Despite the undeniable heritage value of the site, no specific regulations are applied to prevent its inhabitants from transforming these houses. Thus, observing the interactions and adjustments between this type of habitat and its dwellers is an interesting way to re-evaluate the criteria of thermal comfort. Indeed, Mamluk and Ottoman constructions are celebrated for their excellent bioclimatic aspect. Their spatial structures are made to optimize air circulation; building materials are particularly inert, walls are thick and the openings are scrupulously controlled and limited. Despite the recognized climatic value of these ancient buildings, inhabitants actually make changes to the structure according to their own criteria of comfort, including climate control. Reaching ideal standards is not enough to provide satisfaction. It testifies to the fact that climatic performance needs to be balanced with the idea of thermal comfort, itself depending largely on the elusive notion of “perception.” In that perspective, how can energetic performances, in line with sustainable imperatives, be fulfilled while preserving heritage? This project proposal aims to rethink the application of architectural solutions to make buildings actually thermally efficient in light of heritage preservation through the making of a liveable space, that which resulted partially in the fact that Darb Al-Labbana still exists.  

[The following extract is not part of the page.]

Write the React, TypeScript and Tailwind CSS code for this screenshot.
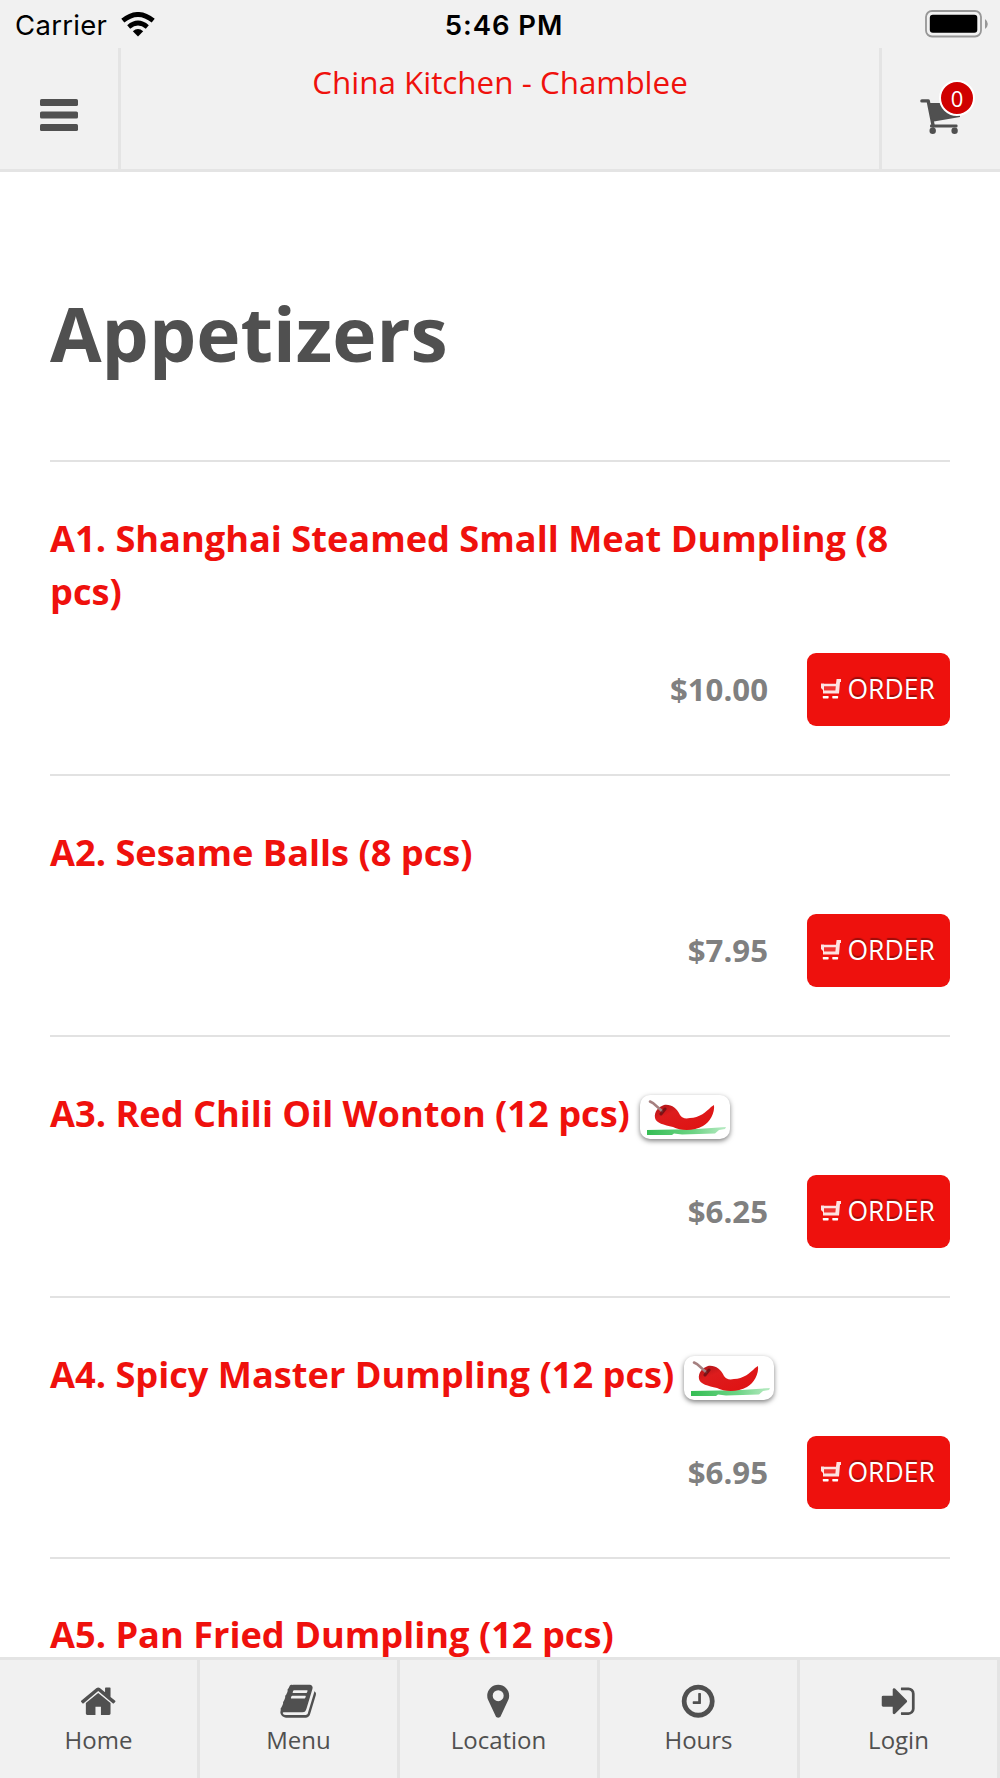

Modifications applied to the physical environment are not only a manifestation of a particular perception but also hint at the manifold of aspects interfering in the creation of a livelihood. In other words, climate control competes with other demands, which, reciprocally, redefine thermal comfort as well as heritage value. In her study on families relocated from the historic neighbourhood of Bulaq, in downtown Cairo, to public housing on the outskirts of the city (Al-Zawiya Al-Hamra), Farha Ghannam depicts the strategies and tactics employed by the relocated groups to shape their environment. They settle in spaces essentially structured by the central state and its conception of what should be a modern housing lifestyle. In Ghannam’s book, many examples highlight the gap between the standardized space and its practices. “A woman may feel comfortable sitting on the bed near a window on a sunny day during winter to sort rice, to shell peas, or to peel garlic. She may bring the gasoline burner to the living room to fix tea or prepare mint syrup while chatting with others and warming the room at the same time. . .  Women’s daily activities continually cross the boundaries that state officials and planners projected in the new apartments as central to modern housing.”  

Parallels can be drawn between the figure of authority that represents the Egyptian state in Ghannam’s study and the technical appreciation of heritage significance and passive climate control in Darb Al-Labbana. In that sense, this project tackles a similar issue, trying to understand, paraphrasing Michel de Certeau, how people mobilize their arts de faire to invent daily life, to manage to appropriate the space and uses, to divert objects and codes, and eventually to control their (climatic) atmospheres.  

In the framework of this study, the building constitutes an environment for the individual, but is also an object in its own environment. Starting from there, the notion of milieu appears more appropriate. The ambivalence of the milieu lies in this reciprocity. Like Augustin Berque states, each individual interprets his milieu, which in return, changes him. This articulation is particularly relevant to this study as it precisely aims to encompass the relations between objects and how these relations shape a milieu: it involves for instance the airflows, the light, and the alleys of the neighbourhood, but also, on a less palpable level, the living memory of a city for its inhabitants, whose families have perhaps lived there for generations.  

In a later stage, my project aims to develop low-cost solutions making it possible to improve the thermal comfort of the neighbourhood according to criteria responding to the needs and expectations of the inhabitants. Hence, regarding the heritage value of the building, this non-invasive set of interventions would propose an alternative to museumification, which most of the time equates to an exclusion of the concerned areas of the former inhabitants and their lifestyles. Thus, imagining new ideas for the passive house in the context of Darb al-Labbana would reframe the meaning of sustainability, inscribing it in the longue durée of Cairo’s millennial history.